I have watched attempts to produce automated means of tracking and tracing the provenance of on-line data for well over a decade - as a succession of snake-oil salesmen have tried to persuade naive users and politicians that their mash-up tools will turn an "on-line waste tip of unvalidated government data files" into something more than e-slurry.
I had hoped to have a speaker on progress with the Semantic Web at the recent "Uncovering the truth" workshop on data quality organised by the Information Society Alliance (EURIM) and the Audit Commission because I had long thought it provides part of the "answer".
However Sean Barker has suggested that it is the little more than latest excuse for not applying traditional data standards: an expensive academic exercise that will led no-where. I therefore asked him to do a "guest blog". I will not comment further and await your comments.
"In a service-based contract, the user effectively hires some equipment, and every so often, sends it back to the supplier for maintenance. In this context, some years ago I was party to a discussion on data quality for feedback data. When a civil servant in the room realised that we wanted to assess government departments, with an oleaginous smile, he observed that as they set the contract, it was up to them what quality of data they would provide. To which an industrialist said, "Yes, indeed, but you realise we will charge you a risk premium against our costs for your bad data?" The oleaginous smile more than disappeared. Data quality is something that has to be measures in pounds and pence. But what has this to do with the Semantic Web?
The Semantic Web is a marvel that will allow you to ask your phone for "a decent Chinese restaurant near Covent Garden tonight", and it will come back with a list of restaurants, ranked by proximity, having filtered out those with poor ratings or no tables. All you need to do then is pick your preference, and it will book for you. If you think an app like this is a long way off, then check out Siri (though only in the US as yet). However, somewhere under the hood are hand written translators which integrate the various services that the app uses - semantic web informed perhaps, but not actually Semantic Web.
The myth of the Semantic Web is that it will be the silver bullet that solves all data interoperability problems automagically. The reality is that it will solve a number of very specific problems, but on the Web, what will cripple it is data quality. This is not the simple problem of data errors, but goes to the heart of much that is wrong with the Semantic Web. Computers are always part of a system that involves human goals and aspirations, and yet the semantics of the Semantic Web is only a mathematical exactitude about the relationship between two otherwise undefined symbols. To make those symbols useful, somebody has to use their brain, and make sure that the symbols mean exactly what they are supposed to mean - which is where data quality comes in.
Data quality is about ensuring that data means exactly what it says. Unfortunately that means that everybody who sees the data should understand it in the same way, and on the Web, that means anyone in the world. If you have ever done a data integration problem, you know how hard that is to achieve even in a single company.
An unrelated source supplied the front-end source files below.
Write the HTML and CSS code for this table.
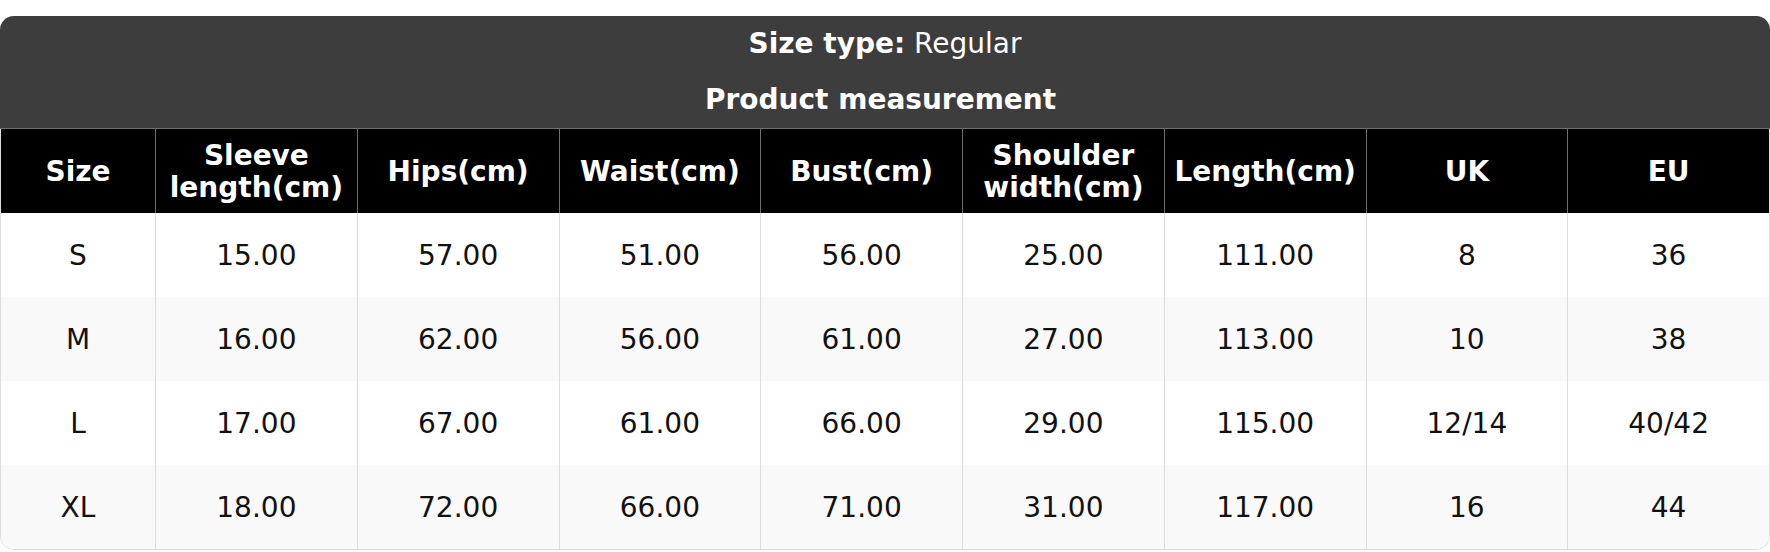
FILE: index.html
```html
<!DOCTYPE html>
<html lang="en">
<head>
<meta charset="utf-8">
<title>Size chart</title>
<link rel="stylesheet" href="styles.css">
</head>
<body>
<div class="chart">
  <div class="title">
    <div class="title-line"><b>Size type:</b> Regular</div>
    <div class="title-line"><b>Product measurement</b>&nbsp;</div>
  </div>
  <div class="grid">
    <div class="row head">
      <div class="cell">Size</div>
      <div class="cell">Sleeve<br>length(cm)</div>
      <div class="cell">Hips(cm)</div>
      <div class="cell">Waist(cm)</div>
      <div class="cell">Bust(cm)</div>
      <div class="cell">Shoulder<br>width(cm)</div>
      <div class="cell">Length(cm)</div>
      <div class="cell">UK</div>
      <div class="cell">EU</div>
    </div>
    <div class="row">
      <div class="cell">S</div><div class="cell">15.00</div><div class="cell">57.00</div><div class="cell">51.00</div><div class="cell">56.00</div><div class="cell">25.00</div><div class="cell">111.00</div><div class="cell">8</div><div class="cell">36</div>
    </div>
    <div class="row alt">
      <div class="cell">M</div><div class="cell">16.00</div><div class="cell">62.00</div><div class="cell">56.00</div><div class="cell">61.00</div><div class="cell">27.00</div><div class="cell">113.00</div><div class="cell">10</div><div class="cell">38</div>
    </div>
    <div class="row">
      <div class="cell">L</div><div class="cell">17.00</div><div class="cell">67.00</div><div class="cell">61.00</div><div class="cell">66.00</div><div class="cell">29.00</div><div class="cell">115.00</div><div class="cell">12/14</div><div class="cell">40/42</div>
    </div>
    <div class="row alt">
      <div class="cell">XL</div><div class="cell">18.00</div><div class="cell">72.00</div><div class="cell">66.00</div><div class="cell">71.00</div><div class="cell">31.00</div><div class="cell">117.00</div><div class="cell">16</div><div class="cell">44</div>
    </div>
  </div>
</div>
</body>
</html>
```

FILE: styles.css
```css
* { box-sizing: border-box; }
html, body { margin: 0; padding: 0; background: #ffffff; }
body {
  font-family: "DejaVu Sans", Verdana, sans-serif;
  font-size: 28px;
  color: #111111;
  padding-top: 16px;
}
.chart {
  width: 1770px;
  border-radius: 14px;
  overflow: hidden;
}
.title {
  background: #3d3d3d;
  color: #ffffff;
  text-align: center;
  padding: 12px 0 12px;
  display: flex;
  flex-direction: column;
  gap: 24px;
  border-bottom: 1px solid #6e6e6e;
}
.title-line { line-height: 32px; }
.title-line b { font-weight: bold; }
.grid {
  border: 1px solid #dddddd;
  border-top: none;
  border-radius: 0 0 14px 14px;
  overflow: hidden;
}
.row {
  display: grid;
  grid-template-columns: 154px repeat(8, 1fr);
  height: 84px;
  background: #ffffff;
}
.row.alt { background: #f9f9f9; }
.cell {
  display: flex;
  align-items: center;
  justify-content: center;
  text-align: center;
  line-height: 32px;
  padding-top: 2px;
  border-left: 1px solid #dddddd;
}
.cell:first-child { border-left: none; }
.row.head { background: #000000; color: #ffffff; font-weight: bold; }
.row.head .cell { border-left-color: #6e6e6e; }
.row.head .cell:first-child { border-left: none; }
```
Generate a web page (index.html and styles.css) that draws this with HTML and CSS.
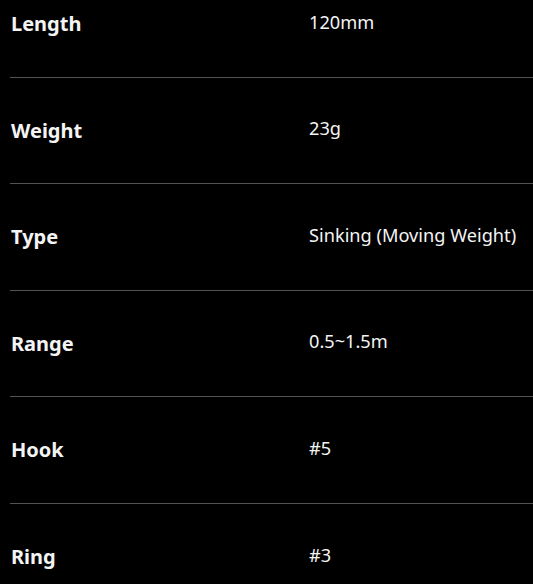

For example, how long is a man year: 2200 hours (the number of hours I get paid, including holidays)? or 1700 hours (the hours I'm supposed to be clocked in)? or 1500 hours (the hours a project manager can expect, after allowing for training, etc.)? Getting such facts wrong wastes hours sorting out the systems that have used them.
Unfortunately there seem to be far more academic brownie points writing papers involving complex proofs for obscure points in logic than in solving the poorly characterised problems of data quality, or in training people to understand how they - and other people - actually use data. Which is why I (among others wonder whether the £40 millions being used to set up the new British Institution for Web Science is money well spent.
While I would not want to see academics starve, the government would be better off implementing conventional data standards, such as EDXL for communication between emergency services. And the cost savings for government from actually using existing standards could be enormous. The medium is the message, and in this case, the message "create a Semantic Web Institute" is that data interoperability is a terrifyingly difficult technical problem best solved by academics. It is not. It is a painfully methodical approach to finding out what people say and what exactly they mean by what they say, and then checking whether two people say and mean the same thing. Its more about people than machines, and particularly about understanding precisely what they mean when they say something. For those brought up with the oleaginous obfuscations of "Yes, Minister", this is probably why the Sir Humphrey's of the civil service would rather we were distracted by a Web Science Institute."
P.S. From Sean Barker on 29th April - I cite Siri as an example of semantic web type applications. It may be worth adding a comment that they have been bought by Apple.